The data ▸
§ §

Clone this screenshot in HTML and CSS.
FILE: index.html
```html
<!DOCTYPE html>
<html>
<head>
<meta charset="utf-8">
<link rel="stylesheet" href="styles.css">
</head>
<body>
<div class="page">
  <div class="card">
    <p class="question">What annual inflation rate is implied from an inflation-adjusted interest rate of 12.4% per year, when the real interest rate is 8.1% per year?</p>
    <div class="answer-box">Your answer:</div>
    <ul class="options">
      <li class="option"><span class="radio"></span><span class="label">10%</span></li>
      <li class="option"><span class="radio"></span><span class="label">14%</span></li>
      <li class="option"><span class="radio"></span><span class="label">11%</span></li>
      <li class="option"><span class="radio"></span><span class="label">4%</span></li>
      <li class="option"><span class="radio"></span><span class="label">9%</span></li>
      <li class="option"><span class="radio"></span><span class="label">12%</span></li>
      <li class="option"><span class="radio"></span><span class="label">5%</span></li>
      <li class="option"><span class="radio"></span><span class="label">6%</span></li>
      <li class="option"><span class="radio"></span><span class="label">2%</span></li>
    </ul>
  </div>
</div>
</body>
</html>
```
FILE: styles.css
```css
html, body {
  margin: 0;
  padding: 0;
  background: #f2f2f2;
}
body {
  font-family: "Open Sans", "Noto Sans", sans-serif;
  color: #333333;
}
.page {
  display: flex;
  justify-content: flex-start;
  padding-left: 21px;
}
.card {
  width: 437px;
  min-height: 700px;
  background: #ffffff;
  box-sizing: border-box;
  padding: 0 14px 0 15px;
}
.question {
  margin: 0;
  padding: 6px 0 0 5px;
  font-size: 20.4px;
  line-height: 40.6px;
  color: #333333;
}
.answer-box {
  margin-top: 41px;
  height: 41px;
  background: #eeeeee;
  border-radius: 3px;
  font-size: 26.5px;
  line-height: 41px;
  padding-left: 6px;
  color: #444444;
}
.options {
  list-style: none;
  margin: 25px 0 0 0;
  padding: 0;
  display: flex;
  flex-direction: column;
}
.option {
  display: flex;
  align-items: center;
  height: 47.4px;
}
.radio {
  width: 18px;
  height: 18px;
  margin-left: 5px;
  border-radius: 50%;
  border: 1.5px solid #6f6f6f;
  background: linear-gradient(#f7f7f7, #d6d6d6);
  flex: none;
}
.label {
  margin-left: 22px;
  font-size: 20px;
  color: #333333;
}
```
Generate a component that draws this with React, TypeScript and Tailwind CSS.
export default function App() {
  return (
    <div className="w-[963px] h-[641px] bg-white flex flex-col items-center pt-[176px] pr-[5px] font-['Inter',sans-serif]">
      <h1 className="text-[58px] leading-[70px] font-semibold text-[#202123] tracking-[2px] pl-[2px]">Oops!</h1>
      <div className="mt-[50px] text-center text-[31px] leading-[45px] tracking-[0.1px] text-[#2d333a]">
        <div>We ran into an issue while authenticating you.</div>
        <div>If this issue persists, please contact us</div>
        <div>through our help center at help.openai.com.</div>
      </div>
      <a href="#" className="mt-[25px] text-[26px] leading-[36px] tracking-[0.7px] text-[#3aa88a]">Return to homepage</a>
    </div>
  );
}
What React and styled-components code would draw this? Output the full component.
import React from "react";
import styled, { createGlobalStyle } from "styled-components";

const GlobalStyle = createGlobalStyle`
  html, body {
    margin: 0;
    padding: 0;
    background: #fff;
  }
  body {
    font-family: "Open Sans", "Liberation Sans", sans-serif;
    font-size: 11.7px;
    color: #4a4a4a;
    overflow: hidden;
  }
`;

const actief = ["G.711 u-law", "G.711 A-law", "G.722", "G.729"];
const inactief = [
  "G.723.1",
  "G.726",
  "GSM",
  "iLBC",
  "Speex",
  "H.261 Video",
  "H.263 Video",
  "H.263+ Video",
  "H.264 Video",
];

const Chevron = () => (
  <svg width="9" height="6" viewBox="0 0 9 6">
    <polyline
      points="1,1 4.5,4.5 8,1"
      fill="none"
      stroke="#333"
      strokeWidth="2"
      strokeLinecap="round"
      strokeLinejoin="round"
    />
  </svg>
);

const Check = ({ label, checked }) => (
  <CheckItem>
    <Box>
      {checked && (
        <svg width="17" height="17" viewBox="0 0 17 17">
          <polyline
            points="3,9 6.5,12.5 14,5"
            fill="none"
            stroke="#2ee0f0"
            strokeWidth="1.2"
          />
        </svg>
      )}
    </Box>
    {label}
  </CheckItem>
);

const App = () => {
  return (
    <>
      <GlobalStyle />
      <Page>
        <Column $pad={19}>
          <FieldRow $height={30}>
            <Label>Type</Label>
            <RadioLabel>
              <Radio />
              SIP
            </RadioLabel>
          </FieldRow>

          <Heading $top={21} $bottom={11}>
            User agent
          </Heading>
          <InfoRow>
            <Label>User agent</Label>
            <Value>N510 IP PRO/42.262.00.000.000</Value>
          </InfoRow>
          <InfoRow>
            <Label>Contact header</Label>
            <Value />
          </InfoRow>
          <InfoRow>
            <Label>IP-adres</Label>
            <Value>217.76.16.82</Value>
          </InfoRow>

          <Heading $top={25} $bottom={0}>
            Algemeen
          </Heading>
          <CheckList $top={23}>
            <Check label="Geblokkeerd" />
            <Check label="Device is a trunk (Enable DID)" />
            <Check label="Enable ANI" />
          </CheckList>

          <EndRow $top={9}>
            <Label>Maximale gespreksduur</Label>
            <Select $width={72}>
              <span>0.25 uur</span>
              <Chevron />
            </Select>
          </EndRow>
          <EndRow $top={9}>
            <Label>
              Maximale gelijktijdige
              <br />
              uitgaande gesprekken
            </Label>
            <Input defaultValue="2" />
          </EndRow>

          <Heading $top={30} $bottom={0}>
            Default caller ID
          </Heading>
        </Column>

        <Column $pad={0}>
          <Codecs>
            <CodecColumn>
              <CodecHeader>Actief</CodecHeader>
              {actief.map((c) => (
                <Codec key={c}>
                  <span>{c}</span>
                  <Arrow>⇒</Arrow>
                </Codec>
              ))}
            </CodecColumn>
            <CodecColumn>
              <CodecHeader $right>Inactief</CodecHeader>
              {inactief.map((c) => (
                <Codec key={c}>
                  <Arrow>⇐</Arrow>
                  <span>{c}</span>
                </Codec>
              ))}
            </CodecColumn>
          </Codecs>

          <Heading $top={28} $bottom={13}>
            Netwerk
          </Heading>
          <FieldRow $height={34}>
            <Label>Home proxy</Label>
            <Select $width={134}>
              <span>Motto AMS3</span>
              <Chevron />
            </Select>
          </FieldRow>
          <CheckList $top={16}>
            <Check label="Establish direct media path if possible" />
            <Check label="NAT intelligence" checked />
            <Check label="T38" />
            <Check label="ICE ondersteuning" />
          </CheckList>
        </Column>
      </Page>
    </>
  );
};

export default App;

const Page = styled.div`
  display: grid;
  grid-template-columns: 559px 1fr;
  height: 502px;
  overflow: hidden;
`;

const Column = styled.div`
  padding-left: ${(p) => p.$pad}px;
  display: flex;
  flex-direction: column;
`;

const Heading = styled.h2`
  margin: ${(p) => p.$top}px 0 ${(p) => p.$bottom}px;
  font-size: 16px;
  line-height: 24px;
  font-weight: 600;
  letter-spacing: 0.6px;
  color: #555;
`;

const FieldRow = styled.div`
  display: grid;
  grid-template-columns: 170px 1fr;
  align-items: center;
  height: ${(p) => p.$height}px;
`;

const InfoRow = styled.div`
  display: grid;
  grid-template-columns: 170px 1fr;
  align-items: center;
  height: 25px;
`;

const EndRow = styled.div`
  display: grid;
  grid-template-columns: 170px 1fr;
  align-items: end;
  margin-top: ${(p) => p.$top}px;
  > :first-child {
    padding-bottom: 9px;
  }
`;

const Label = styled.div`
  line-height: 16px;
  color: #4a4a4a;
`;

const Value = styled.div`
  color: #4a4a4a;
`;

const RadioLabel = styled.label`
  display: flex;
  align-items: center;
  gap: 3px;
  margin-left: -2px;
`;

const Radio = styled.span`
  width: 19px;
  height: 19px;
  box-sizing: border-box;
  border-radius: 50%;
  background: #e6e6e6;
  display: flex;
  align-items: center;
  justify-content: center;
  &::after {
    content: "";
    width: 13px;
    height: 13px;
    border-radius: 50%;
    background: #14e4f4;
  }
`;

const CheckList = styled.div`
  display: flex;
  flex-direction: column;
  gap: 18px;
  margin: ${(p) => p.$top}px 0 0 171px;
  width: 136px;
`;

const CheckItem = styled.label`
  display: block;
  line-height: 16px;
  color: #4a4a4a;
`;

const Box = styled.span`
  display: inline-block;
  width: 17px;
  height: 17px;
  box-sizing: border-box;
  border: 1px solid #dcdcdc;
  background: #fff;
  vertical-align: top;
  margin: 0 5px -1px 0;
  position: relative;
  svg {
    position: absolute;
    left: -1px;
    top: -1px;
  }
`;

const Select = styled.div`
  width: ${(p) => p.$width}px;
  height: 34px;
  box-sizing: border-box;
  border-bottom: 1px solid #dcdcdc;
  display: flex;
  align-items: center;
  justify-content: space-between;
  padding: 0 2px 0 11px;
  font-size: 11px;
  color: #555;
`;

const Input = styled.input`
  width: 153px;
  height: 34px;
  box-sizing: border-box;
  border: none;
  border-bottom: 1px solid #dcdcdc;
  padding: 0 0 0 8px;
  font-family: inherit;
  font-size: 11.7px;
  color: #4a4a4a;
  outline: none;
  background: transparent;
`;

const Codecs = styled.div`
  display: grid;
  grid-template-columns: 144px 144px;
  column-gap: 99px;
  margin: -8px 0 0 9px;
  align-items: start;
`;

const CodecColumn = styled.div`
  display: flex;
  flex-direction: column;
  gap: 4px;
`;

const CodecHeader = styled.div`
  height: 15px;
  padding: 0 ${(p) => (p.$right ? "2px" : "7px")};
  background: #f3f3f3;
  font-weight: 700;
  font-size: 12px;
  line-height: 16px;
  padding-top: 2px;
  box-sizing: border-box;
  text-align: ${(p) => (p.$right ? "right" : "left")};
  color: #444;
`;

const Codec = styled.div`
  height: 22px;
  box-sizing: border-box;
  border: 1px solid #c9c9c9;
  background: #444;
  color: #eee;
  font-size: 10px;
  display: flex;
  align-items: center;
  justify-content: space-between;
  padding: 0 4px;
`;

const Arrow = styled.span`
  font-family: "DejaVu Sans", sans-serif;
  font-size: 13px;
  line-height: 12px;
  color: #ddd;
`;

§ §

Requirements ▸ Where a line above contains the string "this", copy that line.

Task output ▸
Clone this screenshot in HTML and CSS.
Generate a component that draws this with React, TypeScript and Tailwind CSS.
        <div>If this issue persists, please contact us</div>
What React and styled-components code would draw this? Output the full component.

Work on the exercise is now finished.